Судя по всему, рязанцы воспользовались разгульным настроением, царившим в Коломне по случаю сразу нескольких церковных праздников, и захватили всю перепившуюся городскую верхушку врасплох.
Москвичи давно забыли о «рязанском происхождении» Коломны и привыкли считать ее «задним двором» своего княжества. Захват Коломны рязанцами был позором для Москвы. Можно представить себе, какие сильные выражения в адрес беззаботных коломенских воевод звучали тогда в стенах княжеского двора. Ненависть Дмитрия к Олегу вспыхнула с новой силой.
Трубачи и трубы
Разумеется, дерзкий набег Олега на Коломну нельзя было оставлять без последствий.
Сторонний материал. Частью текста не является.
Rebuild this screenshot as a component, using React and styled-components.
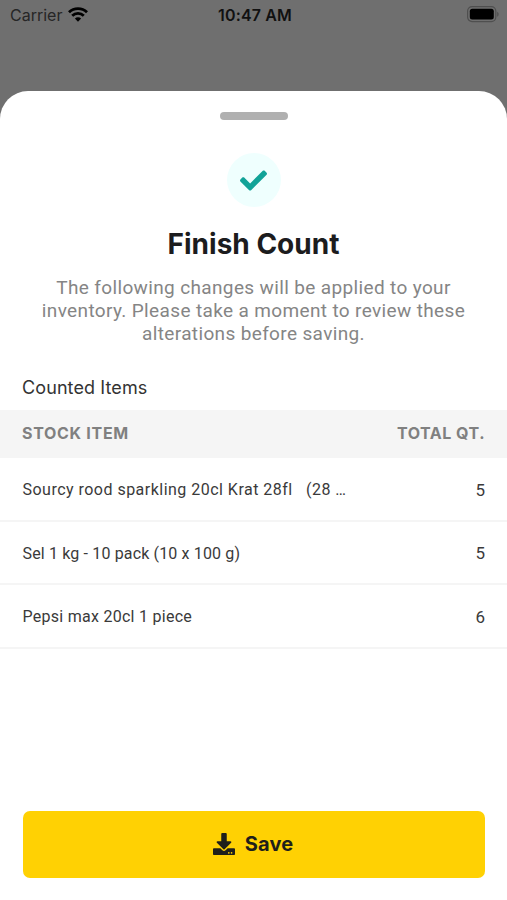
import React from "react";
import styled, { createGlobalStyle } from "styled-components";
import { FaCheck, FaDownload } from "react-icons/fa";

const items = [
  { name: "Sourcy rood sparkling 20cl Krat 28fl\u00a0\u00a0\u00a0(28 …", qty: 5, spacing: 0.48 },
  { name: "Sel 1 kg - 10 pack (10 x 100 g)", qty: 5, spacing: 0.15 },
  { name: "Pepsi max 20cl 1 piece", qty: 6, spacing: 0.27 },
];

const App = () => {
  return (
    <>
      <GlobalStyle />
      <Screen>
        <StatusBar>
          <Carrier>
            <span>Carrier</span>
            <WifiIcon />
          </Carrier>
          <Time>10:47 AM</Time>
          <BatteryIcon />
        </StatusBar>

        <Sheet>
          <Handle />
          <CheckCircle><FaCheck size={27} /></CheckCircle>
          <Title>Finish Count</Title>
          <Description>
            <span>The following changes will be applied to your</span>
            <span>inventory. Please take a moment to review these</span>
            <span>alterations before saving.</span>
          </Description>

          <SectionLabel>Counted Items</SectionLabel>
          <TableHeader>
            <HeaderCell $spacing={0.7}>STOCK ITEM</HeaderCell>
            <HeaderCell $spacing={0.5}>TOTAL QT.</HeaderCell>
          </TableHeader>
          {items.map((item) => (
            <Row key={item.name}>
              <ItemName $spacing={item.spacing}>{item.name}</ItemName>
              <Quantity>{item.qty}</Quantity>
            </Row>
          ))}

          <SaveButton><FaDownload size={22} /> Save</SaveButton>
        </Sheet>
      </Screen>
    </>
  );
};

const WifiIcon = () => (
  <svg width="20" height="15" viewBox="0 0 20 15" fill="none" stroke="#000" strokeWidth="2.8">
    <path d="M1 5.3a12.8 12.8 0 0 1 18 0" />
    <path d="M4.2 8.7a8.3 8.3 0 0 1 11.6 0" />
    <path d="M10 14.8 6.9 11.6a4.4 4.4 0 0 1 6.2 0Z" fill="#000" stroke="none" />
  </svg>
);

const BatteryIcon = () => (
  <svg width="33" height="17" viewBox="0 0 33 17">
    <rect x="0.6" y="0.6" width="28.2" height="15" rx="4.5" fill="none" stroke="#4f4f4f" strokeWidth="1.2" />
    <rect x="2.8" y="2.8" width="24" height="10.6" rx="2.5" fill="#000" />
    <path d="M30.2 5.7c1.9.7 1.9 4.3 0 5Z" fill="#4f4f4f" />
  </svg>
);

export default App;

// Styled Components
const GlobalStyle = createGlobalStyle`
  * {
    box-sizing: border-box;
  }

  body {
    margin: 0;
    background: #6f6f6f;
    font-family: Roboto, "Liberation Sans", sans-serif;
  }
`;

const Screen = styled.div`
  height: 900px;
  display: flex;
  flex-direction: column;
  background: #6f6f6f;
  overflow: hidden;
`;

const StatusBar = styled.header`
  height: 91px;
  flex-shrink: 0;
  padding: 6px 7px 0 10px;
  display: grid;
  grid-template-columns: 1fr auto 1fr;
  align-items: start;
  color: #111;
  font-family: Inter, sans-serif;
  font-size: 16px;
  line-height: 18px;

  > svg {
    justify-self: end;
  }
`;

const Carrier = styled.div`
  display: flex;
  align-items: center;
  gap: 6px;
  color: #262626;

  svg {
    margin-bottom: 2px;
  }
`;

const Time = styled.div`
  font-weight: 600;
  letter-spacing: 0.15px;
`;

const Sheet = styled.main`
  flex: 1;
  display: flex;
  flex-direction: column;
  align-items: center;
  background: #fff;
  border-radius: 28px 28px 0 0;
`;

const Handle = styled.div`
  width: 68px;
  height: 8px;
  margin-top: 21px;
  border-radius: 4px;
  background: #b0b0b0;
`;

const CheckCircle = styled.div`
  width: 54px;
  height: 54px;
  margin-top: 33px;
  display: flex;
  align-items: center;
  justify-content: center;
  border-radius: 50%;
  background: #effffe;
  color: #12a398;
`;

const Title = styled.h1`
  margin: 19px 0 0;
  color: #1c1c1e;
  font-family: Inter, sans-serif;
  font-size: 28px;
  font-weight: 700;
  line-height: 36px;
`;

const Description = styled.p`
  margin: 14px 0 0;
  display: flex;
  flex-direction: column;
  align-items: center;
  color: #858585;
  font-size: 19px;
  line-height: 23px;
  letter-spacing: 0.36px;
`;

const SectionLabel = styled.h2`
  align-self: stretch;
  margin: 31px 0 0;
  padding-left: 22px;
  color: #333;
  font-family: Inter, sans-serif;
  font-size: 18px;
  font-weight: 400;
  line-height: 24px;
  letter-spacing: 0.1px;
`;

const TableHeader = styled.div`
  align-self: stretch;
  height: 48px;
  margin-top: 10px;
  padding: 0 22px 2px;
  display: flex;
  align-items: center;
  justify-content: space-between;
  background: #f5f5f5;
  color: #808080;
  font-family: Inter, sans-serif;
  font-size: 16px;
  font-weight: 700;
`;

const HeaderCell = styled.span`
  letter-spacing: ${(props) => props.$spacing}px;
`;

const Row = styled.div`
  align-self: stretch;
  height: 63.5px;
  padding: 2px 22px 0;
  display: flex;
  align-items: center;
  justify-content: space-between;
  border-bottom: 2px solid #f5f5f5;
  color: #3a3a3a;
  font-size: 16px;
`;

const ItemName = styled.span`
  padding-left: 0.5px;
  letter-spacing: ${(props) => props.$spacing}px;
`;

const Quantity = styled.span`
  font-size: 17px;
`;

const SaveButton = styled.button`
  width: 462px;
  height: 67px;
  margin-top: auto;
  margin-bottom: 22px;
  padding: 0 1px 2px 0;
  display: flex;
  align-items: center;
  justify-content: center;
  gap: 10px;
  border: none;
  border-radius: 7px;
  background: #ffd103;
  color: #1f1f1b;
  font-family: Inter, sans-serif;
  font-size: 20px;
  font-weight: 700;
  letter-spacing: 0.2px;
`;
Родичи плененных в Коломне московских бояр тревожились за их судьбу и предлагали выкуп. Но князь Дмитрий настроен был не на торг, а на стремительный поход на Рязань. Его честь была задета, и в душе запели боевые трубы.
Однако сильные чувства не исключают предусмотрительности. Московскому князю не хотелось лишний раз рисковать своей репутацией героя Куликова поля, и без того сильно подмоченной «реваншем» степняков. Олег Рязанский был лучшим полководцем среди тогдашних русских князей. И может быть, именно потому Дмитрий остался в Москве. Впрочем, он и не должен был по своему статусу великого князя Владимирского (а тем более — «Русского царя») ходить в поход по каждому случаю.
На войну с Олегом призваны были «верховские» князья — Роман Семенович Одоевский и Новосильский и его соседи князья Тарусские (233, 100). Вероятно, у них были старые счеты с беспокойным соседом — Олегом Рязанским. Во главе собранной на Олега рати Дмитрий поставил своего кузена Владимира Серпуховского. Многие считали именно его подлинным героем Куликова поля. Теперь Владимир получал возможность позолотить — или потерять — свой героический ореол в сражении с другим героем — Олегом Рязанским. В любом случае после этого сражения на Руси должно было стать одним героем меньше. И мы не станем упрекать за эту маленькую хитрость тонкого политика — великого князя Дмитрия Ивановича.